(Recorded data):
>> START
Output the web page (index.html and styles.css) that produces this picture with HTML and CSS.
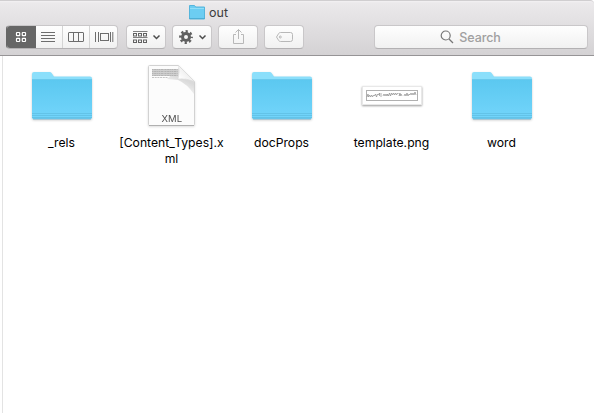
>> END
>> START
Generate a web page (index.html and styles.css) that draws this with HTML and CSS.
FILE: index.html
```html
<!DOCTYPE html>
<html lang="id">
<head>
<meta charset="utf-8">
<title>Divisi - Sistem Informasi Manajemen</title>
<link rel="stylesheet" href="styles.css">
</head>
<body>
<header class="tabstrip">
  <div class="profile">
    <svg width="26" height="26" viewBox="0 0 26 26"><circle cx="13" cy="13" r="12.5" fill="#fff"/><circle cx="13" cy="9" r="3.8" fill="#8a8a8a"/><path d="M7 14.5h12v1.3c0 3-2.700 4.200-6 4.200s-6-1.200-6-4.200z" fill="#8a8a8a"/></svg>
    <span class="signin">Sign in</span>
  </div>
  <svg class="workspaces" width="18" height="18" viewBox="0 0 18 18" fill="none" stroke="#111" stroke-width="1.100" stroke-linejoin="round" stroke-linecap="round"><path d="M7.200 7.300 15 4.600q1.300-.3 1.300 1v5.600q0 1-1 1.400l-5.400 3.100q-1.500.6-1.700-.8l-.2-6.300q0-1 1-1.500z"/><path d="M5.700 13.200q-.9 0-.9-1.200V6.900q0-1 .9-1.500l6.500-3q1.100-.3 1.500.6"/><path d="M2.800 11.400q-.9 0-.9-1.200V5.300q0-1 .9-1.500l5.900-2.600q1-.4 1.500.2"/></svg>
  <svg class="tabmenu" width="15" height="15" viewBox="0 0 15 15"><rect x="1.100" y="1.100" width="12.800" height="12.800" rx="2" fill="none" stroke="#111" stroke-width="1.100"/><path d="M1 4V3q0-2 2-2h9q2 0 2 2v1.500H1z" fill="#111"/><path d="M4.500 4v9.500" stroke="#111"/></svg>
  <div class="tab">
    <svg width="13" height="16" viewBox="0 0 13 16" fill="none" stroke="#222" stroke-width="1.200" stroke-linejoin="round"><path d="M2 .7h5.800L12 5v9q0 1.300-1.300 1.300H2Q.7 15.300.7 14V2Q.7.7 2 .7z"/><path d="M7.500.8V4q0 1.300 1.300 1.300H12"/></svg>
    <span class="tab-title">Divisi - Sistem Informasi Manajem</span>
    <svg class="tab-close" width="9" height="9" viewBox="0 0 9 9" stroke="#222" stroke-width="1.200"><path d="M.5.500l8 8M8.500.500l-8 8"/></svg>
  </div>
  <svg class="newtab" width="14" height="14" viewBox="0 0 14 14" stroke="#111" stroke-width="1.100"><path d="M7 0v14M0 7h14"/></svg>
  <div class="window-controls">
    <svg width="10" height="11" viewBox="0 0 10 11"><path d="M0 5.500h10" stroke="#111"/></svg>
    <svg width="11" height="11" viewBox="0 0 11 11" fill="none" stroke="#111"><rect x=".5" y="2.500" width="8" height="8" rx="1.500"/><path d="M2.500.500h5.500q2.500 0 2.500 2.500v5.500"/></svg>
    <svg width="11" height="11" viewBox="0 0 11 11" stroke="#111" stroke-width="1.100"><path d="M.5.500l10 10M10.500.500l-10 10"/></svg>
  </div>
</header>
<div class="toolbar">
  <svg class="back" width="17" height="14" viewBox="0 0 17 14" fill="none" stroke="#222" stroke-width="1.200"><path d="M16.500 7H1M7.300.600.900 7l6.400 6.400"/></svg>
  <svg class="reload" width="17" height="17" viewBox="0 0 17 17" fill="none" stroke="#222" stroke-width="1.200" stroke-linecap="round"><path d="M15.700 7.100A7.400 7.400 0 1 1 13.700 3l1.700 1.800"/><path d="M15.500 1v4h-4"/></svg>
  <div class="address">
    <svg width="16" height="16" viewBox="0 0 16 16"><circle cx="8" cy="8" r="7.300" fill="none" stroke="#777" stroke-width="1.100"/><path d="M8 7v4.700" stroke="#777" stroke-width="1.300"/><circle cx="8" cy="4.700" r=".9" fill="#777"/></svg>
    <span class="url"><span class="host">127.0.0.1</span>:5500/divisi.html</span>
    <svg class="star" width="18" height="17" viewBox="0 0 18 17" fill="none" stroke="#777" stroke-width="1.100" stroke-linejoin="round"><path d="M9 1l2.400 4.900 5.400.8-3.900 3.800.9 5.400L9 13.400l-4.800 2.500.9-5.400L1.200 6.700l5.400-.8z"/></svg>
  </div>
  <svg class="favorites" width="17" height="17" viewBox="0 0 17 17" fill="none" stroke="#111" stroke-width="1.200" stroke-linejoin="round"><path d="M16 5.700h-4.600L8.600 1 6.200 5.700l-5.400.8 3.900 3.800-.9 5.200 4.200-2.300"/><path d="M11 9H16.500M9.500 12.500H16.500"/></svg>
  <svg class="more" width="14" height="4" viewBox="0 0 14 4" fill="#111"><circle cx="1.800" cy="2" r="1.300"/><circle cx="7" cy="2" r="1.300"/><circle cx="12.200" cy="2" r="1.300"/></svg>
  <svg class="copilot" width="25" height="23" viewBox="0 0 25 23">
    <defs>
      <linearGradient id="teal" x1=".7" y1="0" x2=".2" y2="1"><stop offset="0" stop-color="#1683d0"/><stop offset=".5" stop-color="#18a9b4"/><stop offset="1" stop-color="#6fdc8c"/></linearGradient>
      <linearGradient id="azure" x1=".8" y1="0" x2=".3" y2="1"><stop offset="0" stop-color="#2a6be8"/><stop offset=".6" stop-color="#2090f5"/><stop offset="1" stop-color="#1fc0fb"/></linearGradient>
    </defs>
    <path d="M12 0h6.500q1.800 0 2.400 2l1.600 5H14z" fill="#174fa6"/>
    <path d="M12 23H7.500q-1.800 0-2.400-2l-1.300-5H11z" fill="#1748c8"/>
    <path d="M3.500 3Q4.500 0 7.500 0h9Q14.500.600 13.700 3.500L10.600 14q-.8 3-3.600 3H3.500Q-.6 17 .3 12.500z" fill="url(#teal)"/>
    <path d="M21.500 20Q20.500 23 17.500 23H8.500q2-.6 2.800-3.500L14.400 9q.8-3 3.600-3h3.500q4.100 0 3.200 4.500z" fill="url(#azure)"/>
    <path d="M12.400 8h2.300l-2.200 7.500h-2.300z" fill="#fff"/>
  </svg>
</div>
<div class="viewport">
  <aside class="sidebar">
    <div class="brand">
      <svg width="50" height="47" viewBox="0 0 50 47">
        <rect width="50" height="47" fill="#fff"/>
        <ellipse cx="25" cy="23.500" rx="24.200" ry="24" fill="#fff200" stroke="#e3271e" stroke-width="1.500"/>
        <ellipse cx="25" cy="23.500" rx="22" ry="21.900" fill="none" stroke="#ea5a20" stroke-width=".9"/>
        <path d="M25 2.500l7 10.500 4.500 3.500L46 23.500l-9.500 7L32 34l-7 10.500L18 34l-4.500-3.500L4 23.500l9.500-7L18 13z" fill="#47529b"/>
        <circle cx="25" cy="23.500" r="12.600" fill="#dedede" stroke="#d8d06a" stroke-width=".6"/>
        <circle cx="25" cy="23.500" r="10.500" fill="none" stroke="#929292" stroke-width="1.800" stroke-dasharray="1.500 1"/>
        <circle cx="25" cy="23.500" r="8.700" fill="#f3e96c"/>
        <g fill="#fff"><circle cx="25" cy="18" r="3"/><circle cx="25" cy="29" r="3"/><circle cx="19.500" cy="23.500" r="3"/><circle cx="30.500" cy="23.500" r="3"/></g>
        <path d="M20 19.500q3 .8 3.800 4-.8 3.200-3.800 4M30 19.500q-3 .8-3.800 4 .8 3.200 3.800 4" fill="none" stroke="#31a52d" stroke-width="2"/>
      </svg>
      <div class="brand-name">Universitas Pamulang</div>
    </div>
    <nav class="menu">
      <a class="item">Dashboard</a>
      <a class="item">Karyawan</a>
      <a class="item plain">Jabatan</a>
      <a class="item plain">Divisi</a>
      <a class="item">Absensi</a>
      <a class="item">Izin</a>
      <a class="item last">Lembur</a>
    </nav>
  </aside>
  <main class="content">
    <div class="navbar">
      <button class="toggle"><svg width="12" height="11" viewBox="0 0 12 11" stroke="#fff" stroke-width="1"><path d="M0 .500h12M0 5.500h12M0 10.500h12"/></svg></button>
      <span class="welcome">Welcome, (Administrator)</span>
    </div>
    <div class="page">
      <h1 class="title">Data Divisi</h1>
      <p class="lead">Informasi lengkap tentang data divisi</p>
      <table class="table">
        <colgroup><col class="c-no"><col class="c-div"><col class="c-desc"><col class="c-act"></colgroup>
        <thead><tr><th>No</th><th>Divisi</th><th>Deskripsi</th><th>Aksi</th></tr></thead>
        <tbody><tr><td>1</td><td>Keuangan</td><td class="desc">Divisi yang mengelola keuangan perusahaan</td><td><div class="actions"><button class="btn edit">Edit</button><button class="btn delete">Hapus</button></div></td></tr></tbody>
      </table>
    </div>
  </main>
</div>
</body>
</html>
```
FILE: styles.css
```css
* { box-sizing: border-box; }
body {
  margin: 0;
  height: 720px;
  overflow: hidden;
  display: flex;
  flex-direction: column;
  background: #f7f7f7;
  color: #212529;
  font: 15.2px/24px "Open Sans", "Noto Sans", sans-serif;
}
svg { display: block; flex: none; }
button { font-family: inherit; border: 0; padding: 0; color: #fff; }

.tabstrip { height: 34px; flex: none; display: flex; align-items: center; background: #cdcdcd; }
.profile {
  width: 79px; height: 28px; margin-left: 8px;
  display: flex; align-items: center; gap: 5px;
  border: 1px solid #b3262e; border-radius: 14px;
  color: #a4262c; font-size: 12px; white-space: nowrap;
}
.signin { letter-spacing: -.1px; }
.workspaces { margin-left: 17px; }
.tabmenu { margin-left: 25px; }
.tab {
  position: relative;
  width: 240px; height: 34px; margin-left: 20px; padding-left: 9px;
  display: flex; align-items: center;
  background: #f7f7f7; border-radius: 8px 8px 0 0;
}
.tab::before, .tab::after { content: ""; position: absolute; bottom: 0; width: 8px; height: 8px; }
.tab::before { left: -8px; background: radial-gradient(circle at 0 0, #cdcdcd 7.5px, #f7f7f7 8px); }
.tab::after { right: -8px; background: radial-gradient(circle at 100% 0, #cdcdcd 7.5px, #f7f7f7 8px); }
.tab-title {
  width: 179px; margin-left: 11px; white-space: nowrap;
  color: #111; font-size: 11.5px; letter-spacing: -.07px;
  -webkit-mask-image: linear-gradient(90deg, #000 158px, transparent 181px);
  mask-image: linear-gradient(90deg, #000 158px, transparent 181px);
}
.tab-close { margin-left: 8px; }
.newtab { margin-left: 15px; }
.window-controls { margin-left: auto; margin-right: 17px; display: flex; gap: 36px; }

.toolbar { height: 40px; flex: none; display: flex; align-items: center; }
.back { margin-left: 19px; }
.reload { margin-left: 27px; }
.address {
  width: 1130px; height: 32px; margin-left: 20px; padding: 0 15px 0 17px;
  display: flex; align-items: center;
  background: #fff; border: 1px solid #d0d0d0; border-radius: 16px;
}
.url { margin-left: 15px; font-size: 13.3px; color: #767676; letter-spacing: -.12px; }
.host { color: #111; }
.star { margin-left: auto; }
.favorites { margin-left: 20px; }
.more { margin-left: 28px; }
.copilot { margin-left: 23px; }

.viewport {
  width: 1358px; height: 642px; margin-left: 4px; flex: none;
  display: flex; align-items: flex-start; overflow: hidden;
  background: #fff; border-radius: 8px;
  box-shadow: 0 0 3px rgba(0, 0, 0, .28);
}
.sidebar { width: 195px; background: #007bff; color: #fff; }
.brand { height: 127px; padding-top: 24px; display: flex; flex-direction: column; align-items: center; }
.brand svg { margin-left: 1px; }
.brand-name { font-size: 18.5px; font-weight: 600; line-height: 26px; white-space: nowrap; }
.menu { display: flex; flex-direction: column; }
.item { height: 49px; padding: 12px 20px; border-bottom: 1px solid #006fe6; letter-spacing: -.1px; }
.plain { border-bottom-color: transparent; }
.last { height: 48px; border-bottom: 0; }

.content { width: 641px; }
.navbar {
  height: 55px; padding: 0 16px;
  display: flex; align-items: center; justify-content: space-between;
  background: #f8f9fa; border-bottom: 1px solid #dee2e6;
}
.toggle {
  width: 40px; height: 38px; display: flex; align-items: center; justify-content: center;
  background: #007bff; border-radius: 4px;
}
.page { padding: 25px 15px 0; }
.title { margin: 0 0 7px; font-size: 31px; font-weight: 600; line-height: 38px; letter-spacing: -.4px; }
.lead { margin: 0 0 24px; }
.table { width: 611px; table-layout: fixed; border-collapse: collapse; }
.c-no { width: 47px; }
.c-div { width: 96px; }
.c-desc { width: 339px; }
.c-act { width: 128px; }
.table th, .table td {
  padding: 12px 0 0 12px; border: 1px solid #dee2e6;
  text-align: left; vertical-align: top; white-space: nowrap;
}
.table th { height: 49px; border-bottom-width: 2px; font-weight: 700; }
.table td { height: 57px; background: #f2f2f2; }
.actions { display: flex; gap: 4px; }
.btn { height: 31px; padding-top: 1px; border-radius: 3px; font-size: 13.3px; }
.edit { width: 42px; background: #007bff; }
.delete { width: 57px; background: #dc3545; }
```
>> END
(Given task): Your task is to list each line of the records with the word "this".

(Task output):
Output the web page (index.html and styles.css) that produces this picture with HTML and CSS.
Generate a web page (index.html and styles.css) that draws this with HTML and CSS.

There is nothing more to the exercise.